The issue of high prices of medicines have been atop of the public agenda for some time. The fact that it is now affecting wealthier countries has given the issue a renewed sense of urgency. As some speakers have already noted, there is a correlation between IP-based monopolies, through patents and other mechanisms, and high prices. We need to counter IP misuse and abuse and subordinate its enforcement to public health interests. Norway has a good opportunity to advance in this direction when guiding, as chair of the TRIPS council, the discussions around the TRIPS waiver proposal submitted by India and South Africa.

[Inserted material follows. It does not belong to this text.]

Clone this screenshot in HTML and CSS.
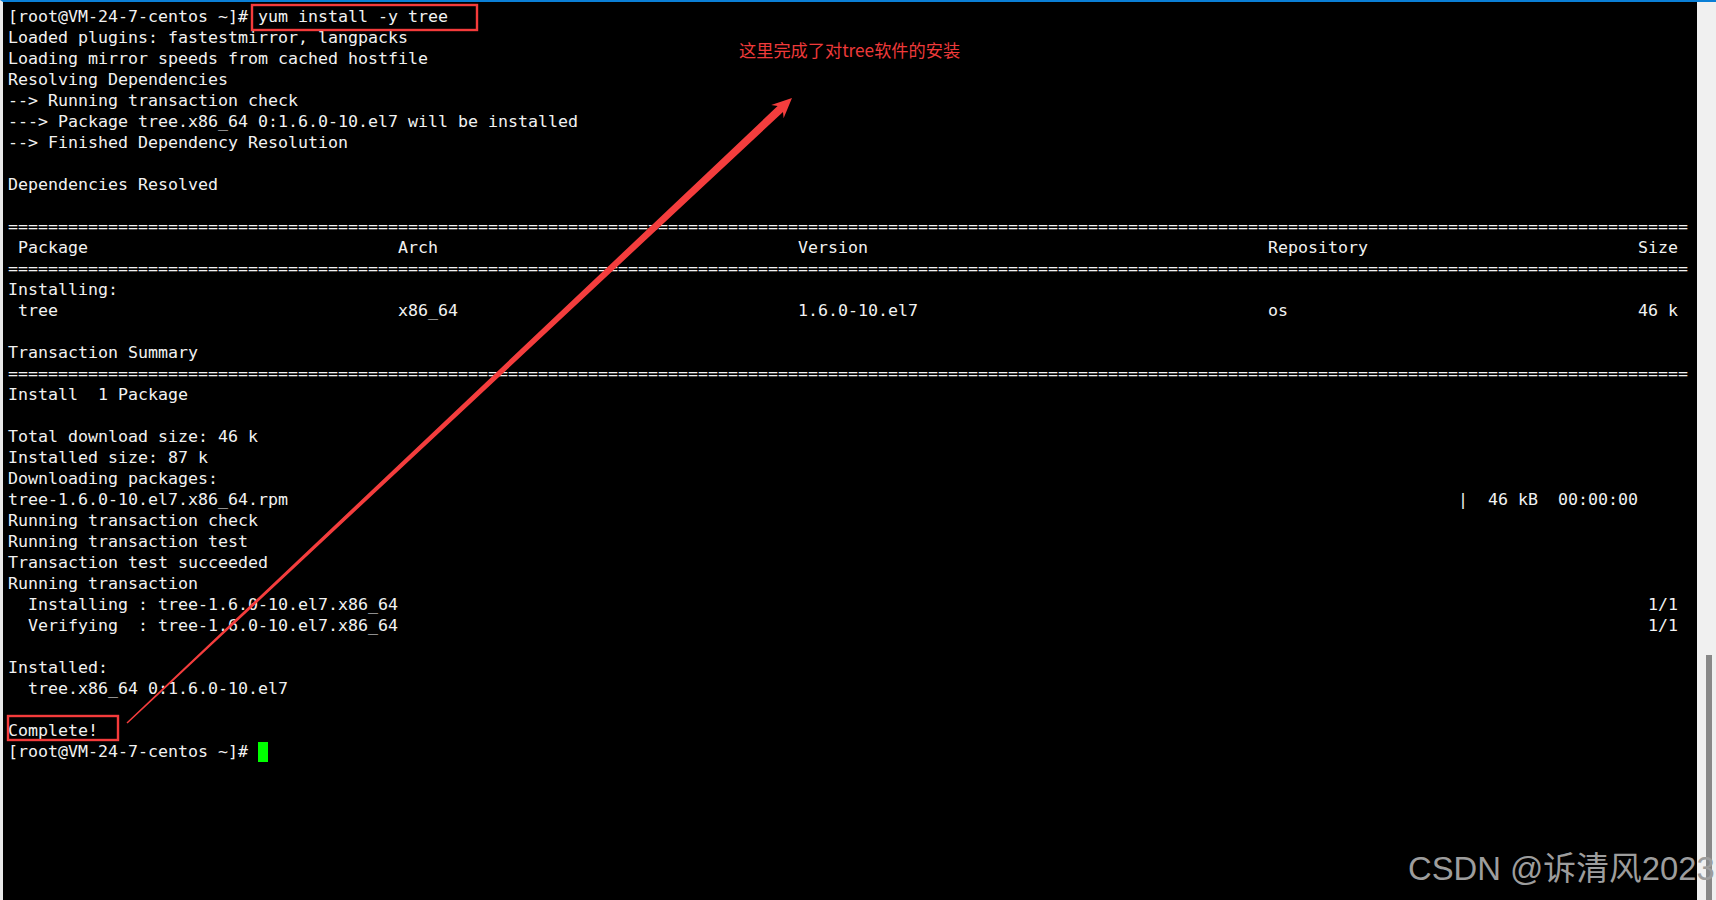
FILE: index.html
```html
<!DOCTYPE html>
<html lang="zh-CN">

<head>
  <meta charset="utf-8">
  <title>yum install -y tree</title>
  <link rel="stylesheet" href="styles.css">
</head>

<body>
  <div class="screen">
    <div class="term">
      <div class="line">[root@VM-24-7-centos ~]# yum install -y tree</div>
      <div class="line">Loaded plugins: fastestmirror, langpacks</div>
      <div class="line">Loading mirror speeds from cached hostfile</div>
      <div class="line">Resolving Dependencies</div>
      <div class="line">--&gt; Running transaction check</div>
      <div class="line">---&gt; Package tree.x86_64 0:1.6.0-10.el7 will be installed</div>
      <div class="line">--&gt; Finished Dependency Resolution</div>
      <div class="line"></div>
      <div class="line">Dependencies Resolved</div>
      <div class="line"></div>
      <div class="line rule"></div>
      <div class="line cols"><span> Package</span><span>Arch</span><span>Version</span><span>Repository</span><span>Size</span></div>
      <div class="line rule"></div>
      <div class="line">Installing:</div>
      <div class="line cols"><span> tree</span><span>x86_64</span><span>1.6.0-10.el7</span><span>os</span><span>46 k</span></div>
      <div class="line"></div>
      <div class="line">Transaction Summary</div>
      <div class="line rule"></div>
      <div class="line">Install  1 Package</div>
      <div class="line"></div>
      <div class="line">Total download size: 46 k</div>
      <div class="line">Installed size: 87 k</div>
      <div class="line">Downloading packages:</div>
      <div class="line dl"><span>tree-1.6.0-10.el7.x86_64.rpm</span><span>|  46 kB  00:00:00</span></div>
      <div class="line">Running transaction check</div>
      <div class="line">Running transaction test</div>
      <div class="line">Transaction test succeeded</div>
      <div class="line">Running transaction</div>
      <div class="line step"><span>  Installing : tree-1.6.0-10.el7.x86_64</span><span>1/1</span></div>
      <div class="line step"><span>  Verifying  : tree-1.6.0-10.el7.x86_64</span><span>1/1</span></div>
      <div class="line"></div>
      <div class="line">Installed:</div>
      <div class="line">  tree.x86_64 0:1.6.0-10.el7</div>
      <div class="line"></div>
      <div class="line">Complete!</div>
      <div class="line">[root@VM-24-7-centos ~]# <span class="cursor"></span></div>
    </div>
    <div class="scrollbar">
      <div class="thumb"></div>
    </div>

    <!-- annotation layer -->
    <svg class="marks" width="1716" height="900" viewBox="0 0 1716 900">
      <rect x="252" y="5" width="225" height="25" />
      <rect x="8" y="716" width="110" height="24" />
      <polygon class="arrow" points="127.5,723.6 783.0,111.9 783.6,118.3 792,98 771.2,105.1 777.6,106.1 126.5,722.4" />
    </svg>
    <div class="note">这里完成了对tree软件的安装</div>
    <div class="watermark">CSDN @诉清风2023</div>
  </div>
  <script>
    // separator rows are the terminal width: 168 columns
    for (const el of document.querySelectorAll('.rule')) {
      el.textContent = '='.repeat(168)
    }
  </script>
</body>

</html>
```

FILE: styles.css
```css
*,
*:before,
*:after {
  box-sizing: border-box
}

body {
  margin: 0;
  background: #000;
  overflow: hidden
}

.screen {
  position: relative;
  display: flex;
  height: 900px
}

.term {
  flex: 1;
  background: #000;
  border-left: 3px solid #e9e9e9;
  border-top: 2px solid #0a7fd6;
  padding: 4px 0 0 5px;
  color: #f2f2f2;
  font-family: "DejaVu Sans Mono", "Liberation Mono", monospace;
  font-size: 16.61px
}

.line {
  height: 21px;
  line-height: 21px;
  white-space: pre
}

.cols {
  display: grid;
  grid-template-columns: 39ch 40ch 47ch 37ch auto
}

.dl {
  display: grid;
  grid-template-columns: 145ch auto
}

.step {
  display: grid;
  grid-template-columns: 164ch auto
}

.cursor {
  display: inline-block;
  vertical-align: top;
  width: 1ch;
  height: 20px;
  margin-top: 1px;
  background: #00ff00
}

.scrollbar {
  width: 19px;
  background: #f0f0f0;
  border-top: 2px solid #0a7fd6;
  display: flex;
  flex-direction: column;
  justify-content: flex-end;
  padding-left: 9px
}

.thumb {
  width: 6px;
  height: 245px;
  background: #888
}

.marks {
  position: absolute;
  left: 0;
  top: 0;
  pointer-events: none
}

.marks rect {
  fill: none;
  stroke: #f53b3b;
  stroke-width: 2.4
}

.arrow {
  fill: #f43d3d
}

.note {
  position: absolute;
  left: 739px;
  top: 40px;
  line-height: 20px;
  font-family: "Noto Sans CJK SC", sans-serif;
  font-size: 17.2px;
  color: #ee3a3a
}

.watermark {
  position: absolute;
  left: 1408px;
  top: 851px;
  line-height: 36px;
  font-family: "Liberation Sans", "Noto Sans CJK SC", sans-serif;
  font-size: 32.8px;
  color: #9d9d9d;
  white-space: nowrap
}
```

In a time of pandemic there should be no room for production-limiting market exclusivities.
While we welcome the participation of all stakeholders and concerned parties in discussions around access to medicines, we ask that stringent conflict of interests and high transparency standards be upheld in all partnerships and cooperation instances between governments and multilateral organisations with industry and private interest groups. Transparency can not only be a goal but needs to be a strategy to achieve, defend and promote global health by, for example, making clinical trial information widely accessible and research and development costs independently assessed. That is why, together with many other organisations, we believe that WHO Covid-19 Technologies Access Pool can not only make a difference in the fight against the pandemic but also enable a more collaborative and participative thus efficient research, development, and manufacturing of health technologies.
Finally, we believe for this initiative to be successful it is needed to be framed, regionally, within ongoing initiatives and resolutions specially the Global Strategy and Plan of Action on Public Health, Innovation and Intellectual property and the transparency of markets for medicines, vaccines, and other health products; simultaneously it needs to align itself with ongoing discussion within the European Union, especially around the European Pharmaceutical Strategy and European Health Emergency Preparedness and Response Authority (HERA) with specific attention to such critical issues as how to eradicate shortages and ensure public return on public investment.